Acaso se argumente que las ausencias tienen su origen en que ninguna persona o institución propuso obras de los arquitectos en cuestión. Sin embargo, en la I Bienal de Arquitectura, celebrada en 1991 con los mismos requisitos de presentación, se incluyeron obras de la mayor parte de los mencionados, y ello pese a que entonces se eligieron edificios de sólo 16 autores, frente a los 33 presentes en esta edición. De hecho, sólo 4 de los 16 arquitectos de la I Bienal han sido seleccionados en ésta, y uno de ellos es miembro del actual jurado. No parece razonable pensar que en el breve plazo de dos años se haya producido semejante terremoto crítico.
Se puede hacer una bienal de arquitectura pequeña; se puede hacer una bienal de arquitectura joven; se puede hacer una bienal de arquitectura desconocida, remota o exótica, de la misma manera que se puede hacer una bienal de arquitectura canónica con los edificios más representativos e influyentes: pero lo que no se puede —o no se debe— hacer es un cajón de sastre, ayuno de argumento y de criterio, que mezcle lo importante con lo insignificante y lo excelente con lo lamentable, sin orden ni concierto. El resultado es una bienal desconcertada y desconcertante, desorientada y trivial.

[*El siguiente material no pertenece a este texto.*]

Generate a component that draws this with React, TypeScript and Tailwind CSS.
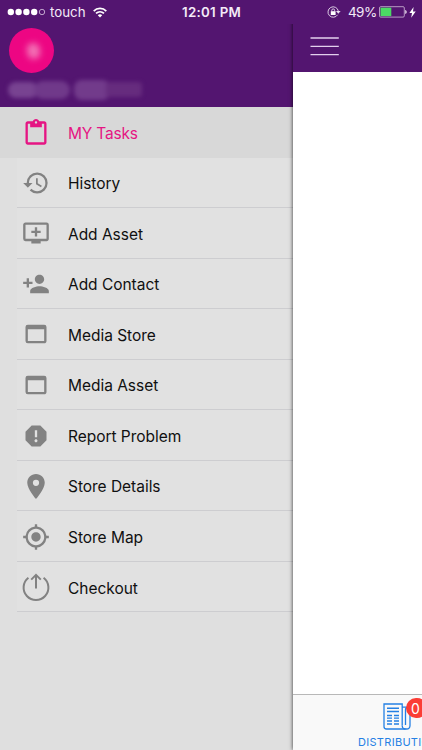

Es posible que, como se dice, muchos cocineros estropeen el cocido. Aquí, un pelotón de instituciones y personas ha removido la marmita sin gran coordinación y menos talento culinario. Era difícil que saliese bien el guiso. Suele afirmarse que un camello es un caballo diseñado por un comité. Quizás esta bienal, más bien que un ratón rosado y ágil alumbrado por el generoso vientre de las instituciones (malamente) concertadas, sea un animal de jorobas involuntarias impuestas por la (sorda) concertación institucional.
En todo caso, la Bienal se inaugura con una «jomada de debate internacional» entre cuatro arquitectos madrileños, un catalán y un portugués (no se sabe si lo de internacional es por el catalán o por el portugués) sobre «lo sustancial unánime», que propone oír la «arquitectura del silencio» y «ahondar más y más en el profundo consistir de la belleza». Desde luego, en la Bienal abunda más lo insustancial que lo sustancioso, y en lo que respecta a lo unánime, este crítico se siente más bien exánime ante mezcla tan indigesta como la servida en Santander. La belleza, por su parte, debe efectivamente hallarse muy profunda, porque no es fácil de hallar entre la consistente confusión del evento. Oír la arquitectura del silencio, en fin, ha de resultar dificultoso entre el clamoroso rumor de la «tribu de los charlatanes» (como la llama Hans Magnus Enzensberger), que vivaquea en los campus estivales.
Ratón sustancial o camello unánime, el pasajero bienal de este bote sin rumbo necesita urgentemente una brújula y una sonda: el «profundo consistir» de los escollos puede hacerle «ahondar más y más» en el océano.